Фигура импровизатора, по-разному воплощавшаяся и в то время во всей Европе производившая фурор [24] , а в России наделенная преимущественно итальянскими коннотациями, доводит тему поэта до максимальной интенсивности: фигура поэта, выступающего на сцене перед анонимной публикой, становится одной из форм дискурса о поэзии. В российском контексте сложились две различные версии понимания импровизатора, репрезентирующие две модели романтизма. Первая связана с личностью польского поэта Адама Мицкевича, который, будучи выслан в 1824 году из Вильно, до 1829 года жил в России и часто выступал с импровизациями стихов в литературных салонах или в кругу друзей [25] . Импровизации обычно сопровождались музыкой; если среди слушателей были русские, поэт импровизировал на французском языке: особо оговаривалось, что импровизированные стихотворения никем не записываются [26] . То, что Мицкевич был поэтом и импровизатором в одном лице, способствовало его известности среди романтиков, почитавших его поэтическим гением. Сама же импровизация понималась, в соответствии с пушкинской концепцией поэта, как момент величайшего вдохновения; то, что тему импровизатору задавали другие люди, не затрагивало суверенности поэта, но подчеркивало момент вдохновенного озарения. Здесь налицо оппозиция поэзии и труда. Но можно встретить и другие варианты концептуального соединения гения и импровизации [27] . Уже упоминавшийся нами Осип Сенковский, будучи ученым ориенталистом, в одном из поздних текстов, отражающих его юношеское восхищение Востоком, пишет: «Бедуин – стихотворец от природы и по преимуществу импровизатор», рассказы арабов о «необыкновенных дарованиях кочевых мальчиков и девушек, которые говорили не иначе как стихами, и превосходными стихами» Сенковский считает реалистичными, потому что и поныне встречаются «такие маленькие гении» [28] .
24
См.: Esterhammer A. Romanticism and Improvisation, 1750–1850. Cambridge University Press, 2008.
25
Об относящемся к более позднему времени скандальному выступлению Мицкевича в Париже см.: Esterhammer A. Op. cit. Р. 154–155, о позднейших истолкованиях его выступлений см.: Ibid. P. 210–211. Некоторые мемуарные источники по пребыванию Мицкевича в России приводятся в книге: Sudolski Z. Mickiewicz. Opowie's'c biograficzna. Warszawa, 1997. S. 205 и далее.
26
Weintraub W. The Problem of Improvisation in Romantic Literature // Comparative Literature. 1964. Vol. XVI. Р. 119–137.
27
С высоким религиозно-мистическим пафосом, испытывающим пределы возможного поэтической речи, этот концепт использован и самим Мицкевичем в знаменитом монологе Конрада, озаглавленном «Импровизация» (improwizacja), в драматической поэме «Дзяды» («Dziady»): импровизация начинается, когда все присутствовавшие ранее ушли, «после долгого молчания» и открывается словом «одиночество» (samotno's'c).
28
Поэзия пустыни, или Поэзия Аравитян до Магомета // Библиотека для чтения. 1838. Т. 31. Отд. 2. С. 95–96.

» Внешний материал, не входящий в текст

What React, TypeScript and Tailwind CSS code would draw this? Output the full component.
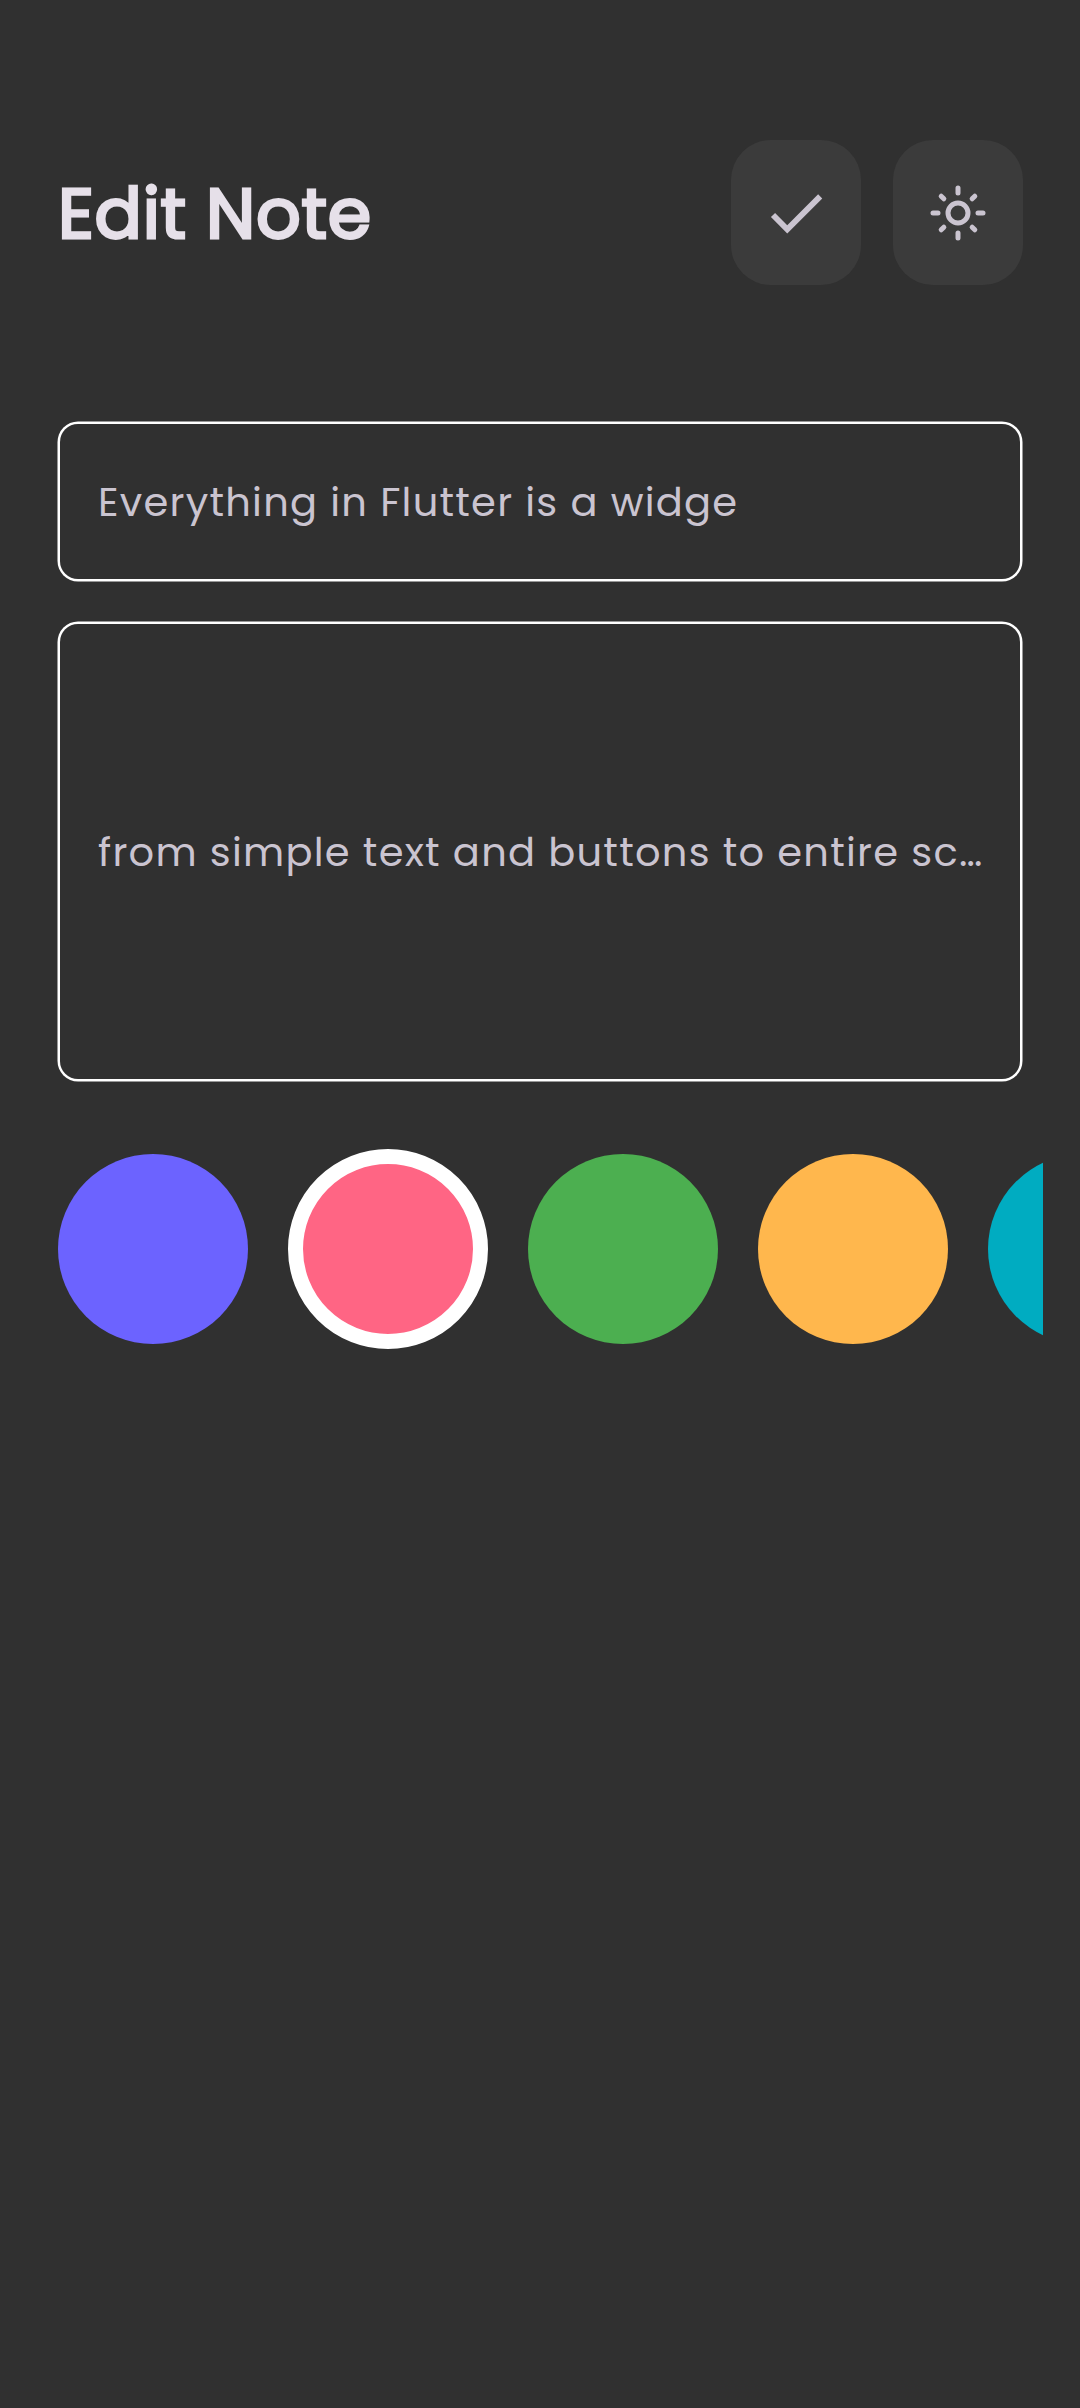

Этой модели противоположна модель импровизации, представленная у Владимира Одоевского, одного из «московских» романтиков, ориентированных не столько на французскую, сколько на немецкую культуру (в особенности на Шеллинга) и считавших свое направление философским и религиозным. «Москвичи» были аполитичнее, но вместе с тем и более подвержены идеологическим влияниям, чем группа декабристов. В новелле Одоевского «Импровизатор» (1833/1844) [29] импровизация – дьявольский дар, способность сочинять без всякого труда. Эта способность приобретается дорогой ценой – обязанностью «все видеть, все знать, все понимать», и несчастный поэт видит вместо своей возлюбленной ее «анатомический препарат». Импровизация также противопоставлена «труду», но одновременно она противостоит и подлинной поэзии. Окрашенная постромантическими тонами новелла Одоевского раскрывает неизбежное расхождение между мучительными трудами стихотворца и «абсолютным» воображением, от которого неотъемлемо деструктивное начало. Присутствует, хотя и не эксплицирована, вторая мотивация, направляющая дьявольский процесс, – это публика и деньги: в самом первом предложении этого произведения сообщается о громких рукоплесканиях, которыми приветствуют сверхъестественно одаренного импровизатора, – успех у публики уже предвещает его злосчастную судьбу.
29
См. об этом: Esterhammer A. Op. cit. Р. 189 и далее.